Instead of the usual power-law creep flow often used in modeling ice, we model ice as a plastic material with no basal slip. When the effective stress, $\tau _{\rm e} \equiv \sqrt {\tau _{xx}^2 + \tau _{xz}^2} $ , is beneath a material dependent yield strength, τ y, we assume the glacier ice is rigid. In reality glaciers are not rigid beneath a yield strength. However, in our model we assume that the deformation of intact glacier ice is much slower than the deformation of yielded ice—effectively rigid. Above the yield strength τ y, we assume the ice is disarticulated and flows like a granular material. We model this regime as power-law creep, but with a much smaller effective viscosity then the viscosity of intact ice. Hence, our rheology can be written in the form:

(4) $$\tau _{ij} = \displaystyle{1 \over {\dot \gamma}} \left( {B_{{\rm gran}}\;{\dot \gamma} ^{1/n} + \tau _{\rm y}} \right)\;\dot \varepsilon _{ij}\quad {\rm for}\;\tau _{\rm e} \ge \tau _{\rm y},$$

and $\dot \varepsilon _{ij} \equiv 0$ otherwise. Here B gran represents the softness parameter for yielded (granular) ice, the components of the strain rate tensor are $\dot \varepsilon _{ij} = \left( {(\partial u_i/\partial x_j) + (\partial u_j/\partial x_i)} \right)$ , and

(5) $$\dot \gamma = \sqrt {4\dot \varepsilon _{xx}^2 + \dot \varepsilon _{xz}^2} \equiv 2\dot \varepsilon _{\rm e},$$

defining $\dot \varepsilon _{\rm e}$ as the effective strain rate.
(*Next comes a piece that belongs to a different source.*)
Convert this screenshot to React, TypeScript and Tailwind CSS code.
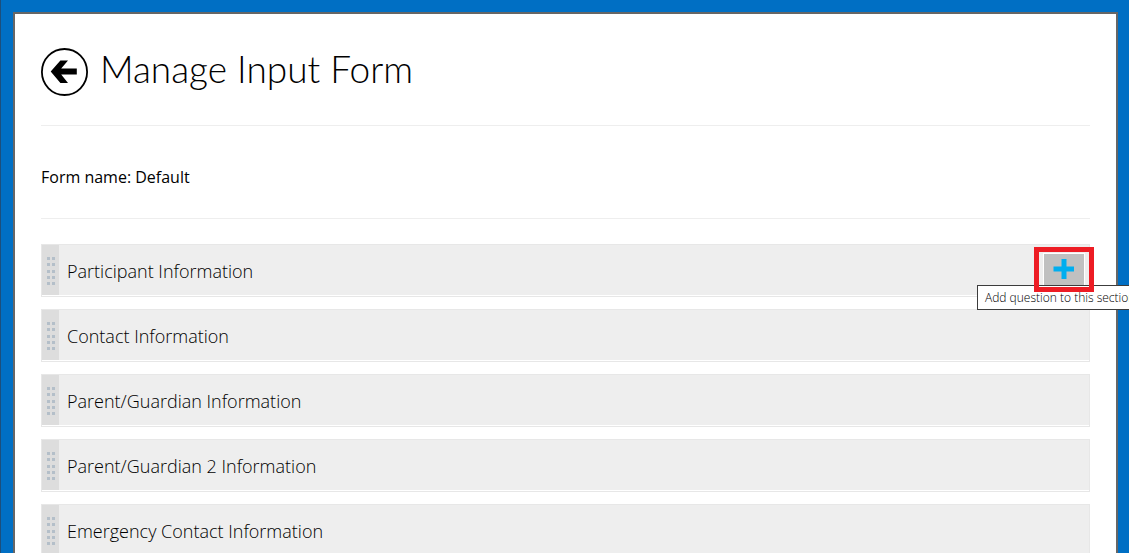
import React from 'react';

interface Section {
  id: string;
  title: string;
  showAdd?: boolean;
}

const sections: Section[] = [
  { id: 'participant', title: 'Participant Information', showAdd: true },
  { id: 'contact', title: 'Contact Information' },
  { id: 'guardian', title: 'Parent/Guardian Information' },
  { id: 'guardian-2', title: 'Parent/Guardian 2 Information' },
  { id: 'emergency', title: 'Emergency Contact Information' },
];

function BackIcon() {
  return (
    <svg width="47" height="48" viewBox="0 0 47 48" fill="none" aria-hidden="true">
      <ellipse cx="23.5" cy="24" rx="22.6" ry="23" stroke="#000" strokeWidth="1.8" />
      <path d="M9.7 23.6 19.4 12.4H27L20.2 20.6H35.8V26.6H20.2L27 34.9H19.4Z" fill="#000" />
    </svg>
  );
}

function DragDots() {
  return (
    <svg width="8" height="28" viewBox="0 0 8 28" fill="#b4bfc9" aria-hidden="true">
      {[0, 6, 13, 19, 25].map((y) => (
        <React.Fragment key={y}>
          <rect x="0" y={y} width="3" height="3" />
          <rect x="5" y={y} width="3" height="3" />
        </React.Fragment>
      ))}
    </svg>
  );
}

function AddButton() {
  return (
    <div className="relative mt-0.5 mr-1">
      <button
        type="button"
        aria-describedby="add-question-tip"
        className="flex h-9 w-[42px] items-center justify-center border border-white bg-[#c0c0c0] pb-1"
        aria-label="Add question"
      >
        <svg width="22" height="20" viewBox="0 0 22 20" fill="#00aeef" aria-hidden="true">
          <path d="M8.5 0h5v7.5H21v5h-7.5V20h-5v-7.5H0.5v-5h8z" />
        </svg>
      </button>
      <span
        id="add-question-tip"
        role="tooltip"
        className="absolute top-8 -left-[66px] z-10 border border-[#3c3c3c] bg-white px-[7px] text-xs leading-[23px] font-light whitespace-nowrap text-black"
      >
        Add question to this section
      </span>
      {/* Highlight around the add button */}
      <div className="pointer-events-none absolute -inset-x-[9px] -top-1.5 z-20 h-[45px] border-5 border-[#ed1c24]" />
    </div>
  );
}

export default function App() {
  return (
    <div className="h-screen overflow-hidden border-l border-[#1c4f7c] bg-[#006fc4] pt-3 pr-[11px] pl-3 font-['Open_Sans',sans-serif] text-black">
      <main className="min-h-screen border-2 border-[#666] bg-white px-[26px] pt-[34px]">
        <header className="flex items-center gap-3 border-b border-[#eee] pb-[29px]">
          <a href="#back" aria-label="Back">
            <BackIcon />
          </a>
          <h1 className="pb-1.5 font-['Lato',sans-serif] text-[37px] leading-10 font-light">Manage Input Form</h1>
        </header>

        <p className="border-b border-[#eee] pt-[37px] pb-[27px] text-base leading-7">Form name: Default</p>

        <ul className="mt-[25px] flex flex-col gap-3">
          {sections.map((section) => (
            <li key={section.id} className="border border-[#e7e7e7] pb-px">
              <div className="flex h-[50px] items-center bg-[#eee]">
                <div className="flex w-[17px] cursor-move items-center justify-center self-stretch bg-[#ddd] pt-0.5 pl-px">
                  <DragDots />
                </div>
                <h2 className="grow px-2 pt-0.5 text-lg leading-6 font-light text-black">{section.title}</h2>
                {section.showAdd && <AddButton />}
              </div>
            </li>
          ))}
        </ul>
      </main>
    </div>
  );
}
We impose two boundary conditions: the upper surface must be traction-free, and for simplicity we require no slip at the bed. The no-slip boundary condition means simply that both velocity components vanish at the bed b(x), i.e.

(6) $$u = w = 0\;\;\;{\rm wherever}\;z = b(x).$$

The ice/air interface z = h(x,t) is a material surface subject to net snow accumulation, $\dot a$ . Imposing the traction-free condition on this material surface gives the boundary conditions:

(7) $$\displaystyle{{\partial h} \over {\partial t}} + u\displaystyle{{\partial h} \over {\partial x}} = w + \dot a,$$
(8) $$\left( {1 - {\left( {\displaystyle{{\partial h} \over {\partial x}}} \right)}^2} \right)p + \left( {1 + {\left( {\displaystyle{{\partial h} \over {\partial x}}} \right)}^2} \right)\tau _{xx} = 0,$$
(9) $$\left( {1 - {\left( {\displaystyle{{\partial h} \over {\partial x}}} \right)}^2} \right)\tau _{xz} - 2\displaystyle{{\partial h} \over {\partial x}}\tau _{xx} = 0.$$

We now nondimensionalize our equations using a characteristic thickness H, a characteristic length scale L, and the aspect ratio ε = H/L. Then

(10) $$u = V\tilde u\quad\quad w = {\rm \epsilon} V\tilde w\quad\quad t = \displaystyle{L \over V}\tilde t$$
(11) $$p = {\rho gH\tilde p}\quad\quad {\dot \gamma} = \displaystyle{V \over H}\tilde {\dot \gamma} \quad\quad {\tau _{ij}} = \rho \nu \displaystyle{V \over H}\tilde \tau _{ij}$$
(12) $$\displaystyle{\partial \over {\partial x}} = \displaystyle{1 \over L}\displaystyle{\partial \over {\partial \tilde x}}\quad\quad \displaystyle{\partial \over {\partial z}} = \displaystyle{1 \over H}\displaystyle{\partial \over {\partial \tilde z}}\quad\quad \displaystyle{\partial \over {\partial t}} = \displaystyle{V \over L}\displaystyle{\partial \over {\partial \tilde t}}$$

where ρ = ρ ice (assumed constant), V = gH 3/νL is a characteristic flow speed, $\nu = B_{{\rm gran}}(V/H)^{(1/n) - 1}/\rho $ is a characteristic viscosity, and tildes denote dimensionless variables. This nondimensionalization corresponds to a model where the characteristic timescale is determined by the (assumed) much faster timescale associated with rapid flow of yielded ice. On this fast timescale, unyielded ice appears to be quasi-rigid.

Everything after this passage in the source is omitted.